| Task objective |
Set down each line of the data below exactly as it stands, dropping the pictures.

-=-=-=-=-

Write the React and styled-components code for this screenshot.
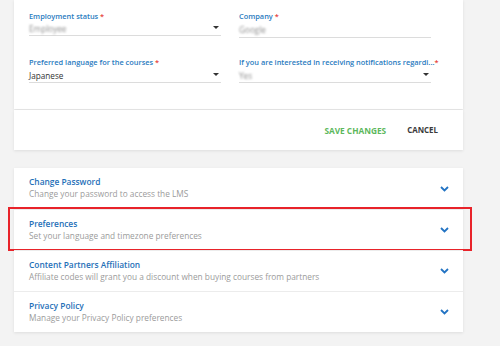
import React from "react";
import styled, { createGlobalStyle } from "styled-components";

const Global = createGlobalStyle`
  html, body { margin: 0; padding: 0; background: #f3f3f3; }
  body { font-family: "Open Sans", "Liberation Sans", sans-serif; }
  * { box-sizing: border-box; }
`;

const Page = styled.div`
  width: 500px;
  height: 346px;
  padding-left: 14px;
  overflow: hidden;
`;

const Column = styled.div`
  width: 449px;
  display: flex;
  flex-direction: column;
`;

const Card = styled.div`
  background: #fff;
  box-shadow: 0 1px 3px rgba(0, 0, 0, 0.09);
`;

const FormCard = styled(Card)`
  height: 109px;
  padding: 10px 0 0 15px;
  display: grid;
  grid-template-columns: 192px 192px;
  column-gap: 18px;
  row-gap: 18px;
  align-content: start;
  align-items: start;
`;

const Field = styled.div`
  display: flex;
  flex-direction: column;
`;

const Label = styled.div`
  font-size: 7.4px;
  font-weight: 600;
  line-height: 12px;
  color: #2a7bc0;
  white-space: nowrap;
  span { color: #e53935; }
`;

const Input = styled.div`
  height: ${(p) => p.$h}px;
  border-bottom: 1px solid #dcdcdc;
  display: flex;
  align-items: center;
  justify-content: space-between;
  padding-right: 1px;
`;

const Blurred = styled.span`
  font-size: 8.2px;
  color: #8e8e8e;
  filter: blur(1.1px);
`;

const Value = styled.span`
  font-size: 8.2px;
  color: #333;
`;

const Caret = styled.span`
  width: 0;
  height: 0;
  border-left: 3px solid transparent;
  border-right: 3px solid transparent;
  border-top: 3.5px solid #333;
  margin-top: -2px;
  margin-right: 1px;
`;

const ActionCard = styled(Card)`
  margin-top: 1px;
  height: 40px;
  display: flex;
  align-items: center;
  justify-content: flex-end;
  gap: 21px;
  padding: 0 25px 0 0;
`;

const ActionButton = styled.button`
  border: none;
  background: none;
  padding: 0;
  font-family: inherit;
  font-size: ${(p) => (p.$primary ? 8.3 : 7.9)}px;
  font-weight: 700;
  color: ${(p) => (p.$primary ? "#5cb85c" : "#3a3a3a")};
  text-transform: uppercase;
`;

const AccordionCard = styled(Card)`
  margin-top: 18px;
`;

const Item = styled.div`
  position: relative;
  height: 41px;
  display: flex;
  align-items: center;
  justify-content: space-between;
  padding: 0 15px;
  border-top: ${(p) => (p.$first ? "none" : "1px solid #ececec")};
`;

const ItemText = styled.div`
  display: flex;
  flex-direction: column;
  margin-top: -2px;
`;

const Title = styled.div`
  font-size: 8.4px;
  font-weight: 600;
  line-height: 12px;
  color: #1f70b8;
`;

const Subtitle = styled.div`
  font-size: 8.3px;
  line-height: 11px;
  color: #9b9b9b;
`;

const Highlight = styled.div`
  position: absolute;
  top: -3px;
  bottom: -1px;
  left: -6px;
  right: -9px;
  border: 2px solid #e8232a;
  pointer-events: none;
`;

const Chevron = () => (
  <svg width="9" height="6" viewBox="0 0 9 6" style={{ marginRight: "-1px" }}>
    <polyline points="1,1 4.5,4.5 8,1" fill="none" stroke="#2273c3" strokeWidth="1.8" />
  </svg>
);

const items = [
  { t: "Change Password", s: "Change your password to access the LMS" },
  { t: "Preferences", s: "Set your language and timezone preferences", hl: true },
  { t: "Content Partners Affiliation", s: "Affiliate codes will grant you a discount when buying courses from partners" },
  { t: "Privacy Policy", s: "Manage your Privacy Policy preferences" },
];

export default function App() {
  return (
    <>
      <Global />
      <Page>
        <Column>
          <FormCard>
            <Field>
              <Label>Employment status <span>*</span></Label>
              <Input $h={14}>
                <Blurred>Employee</Blurred>
                <Caret />
              </Input>
            </Field>
            <Field>
              <Label>Company <span>*</span></Label>
              <Input $h={16}>
                <Blurred>Google</Blurred>
              </Input>
            </Field>
            <Field>
              <Label>Preferred language for the courses <span>*</span></Label>
              <Input $h={15}>
                <Value>Japanese</Value>
                <Caret />
              </Input>
            </Field>
            <Field>
              <Label>If you are interested in receiving notifications regardi...<span>*</span></Label>
              <Input $h={15}>
                <Blurred>Yes</Blurred>
                <Caret />
              </Input>
            </Field>
          </FormCard>
          <ActionCard>
            <ActionButton $primary>Save Changes</ActionButton>
            <ActionButton>Cancel</ActionButton>
          </ActionCard>
          <AccordionCard>
            {items.map((it, i) => (
              <Item key={it.t} $first={i === 0}>
                <ItemText>
                  <Title>{it.t}</Title>
                  <Subtitle>{it.s}</Subtitle>
                </ItemText>
                <Chevron />
                {it.hl && <Highlight />}
              </Item>
            ))}
          </AccordionCard>
        </Column>
      </Page>
    </>
  );
}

-=-=-=-=-

| Response for this exercise |
Write the React and styled-components code for this screenshot.
import React from "react";
import styled, { createGlobalStyle } from "styled-components";

const Global = createGlobalStyle`
  html, body { margin: 0; padding: 0; background: #f3f3f3; }
  body { font-family: "Open Sans", "Liberation Sans", sans-serif; }
  * { box-sizing: border-box; }
`;

const Page = styled.div`
  width: 500px;
  height: 346px;
  padding-left: 14px;
  overflow: hidden;
`;

const Column = styled.div`
  width: 449px;
  display: flex;
  flex-direction: column;
`;

const Card = styled.div`
  background: #fff;
  box-shadow: 0 1px 3px rgba(0, 0, 0, 0.09);
`;

const FormCard = styled(Card)`
  height: 109px;
  padding: 10px 0 0 15px;
  display: grid;
  grid-template-columns: 192px 192px;
  column-gap: 18px;
  row-gap: 18px;
  align-content: start;
  align-items: start;
`;

const Field = styled.div`
  display: flex;
  flex-direction: column;
`;

const Label = styled.div`
  font-size: 7.4px;
  font-weight: 600;
  line-height: 12px;
  color: #2a7bc0;
  white-space: nowrap;
  span { color: #e53935; }
`;

const Input = styled.div`
  height: ${(p) => p.$h}px;
  border-bottom: 1px solid #dcdcdc;
  display: flex;
  align-items: center;
  justify-content: space-between;
  padding-right: 1px;
`;

const Blurred = styled.span`
  font-size: 8.2px;
  color: #8e8e8e;
  filter: blur(1.1px);
`;

const Value = styled.span`
  font-size: 8.2px;
  color: #333;
`;

const Caret = styled.span`
  width: 0;
  height: 0;
  border-left: 3px solid transparent;
  border-right: 3px solid transparent;
  border-top: 3.5px solid #333;
  margin-top: -2px;
  margin-right: 1px;
`;

const ActionCard = styled(Card)`
  margin-top: 1px;
  height: 40px;
  display: flex;
  align-items: center;
  justify-content: flex-end;
  gap: 21px;
  padding: 0 25px 0 0;
`;

const ActionButton = styled.button`
  border: none;
  background: none;
  padding: 0;
  font-family: inherit;
  font-size: ${(p) => (p.$primary ? 8.3 : 7.9)}px;
  font-weight: 700;
  color: ${(p) => (p.$primary ? "#5cb85c" : "#3a3a3a")};
  text-transform: uppercase;
`;

const AccordionCard = styled(Card)`
  margin-top: 18px;
`;

const Item = styled.div`
  position: relative;
  height: 41px;
  display: flex;
  align-items: center;
  justify-content: space-between;
  padding: 0 15px;
  border-top: ${(p) => (p.$first ? "none" : "1px solid #ececec")};
`;

const ItemText = styled.div`
  display: flex;
  flex-direction: column;
  margin-top: -2px;
`;

const Title = styled.div`
  font-size: 8.4px;
  font-weight: 600;
  line-height: 12px;
  color: #1f70b8;
`;

const Subtitle = styled.div`
  font-size: 8.3px;
  line-height: 11px;
  color: #9b9b9b;
`;

const Highlight = styled.div`
  position: absolute;
  top: -3px;
  bottom: -1px;
  left: -6px;
  right: -9px;
  border: 2px solid #e8232a;
  pointer-events: none;
`;

const Chevron = () => (
  <svg width="9" height="6" viewBox="0 0 9 6" style={{ marginRight: "-1px" }}>
    <polyline points="1,1 4.5,4.5 8,1" fill="none" stroke="#2273c3" strokeWidth="1.8" />
  </svg>
);

const items = [
  { t: "Change Password", s: "Change your password to access the LMS" },
  { t: "Preferences", s: "Set your language and timezone preferences", hl: true },
  { t: "Content Partners Affiliation", s: "Affiliate codes will grant you a discount when buying courses from partners" },
  { t: "Privacy Policy", s: "Manage your Privacy Policy preferences" },
];

export default function App() {
  return (
    <>
      <Global />
      <Page>
        <Column>
          <FormCard>
            <Field>
              <Label>Employment status <span>*</span></Label>
              <Input $h={14}>
                <Blurred>Employee</Blurred>
                <Caret />
              </Input>
            </Field>
            <Field>
              <Label>Company <span>*</span></Label>
              <Input $h={16}>
                <Blurred>Google</Blurred>
              </Input>
            </Field>
            <Field>
              <Label>Preferred language for the courses <span>*</span></Label>
              <Input $h={15}>
                <Value>Japanese</Value>
                <Caret />
              </Input>
            </Field>
            <Field>
              <Label>If you are interested in receiving notifications regardi...<span>*</span></Label>
              <Input $h={15}>
                <Blurred>Yes</Blurred>
                <Caret />
              </Input>
            </Field>
          </FormCard>
          <ActionCard>
            <ActionButton $primary>Save Changes</ActionButton>
            <ActionButton>Cancel</ActionButton>
          </ActionCard>
          <AccordionCard>
            {items.map((it, i) => (
              <Item key={it.t} $first={i === 0}>
                <ItemText>
                  <Title>{it.t}</Title>
                  <Subtitle>{it.s}</Subtitle>
                </ItemText>
                <Chevron />
                {it.hl && <Highlight />}
              </Item>
            ))}
          </AccordionCard>
        </Column>
      </Page>
    </>
  );
}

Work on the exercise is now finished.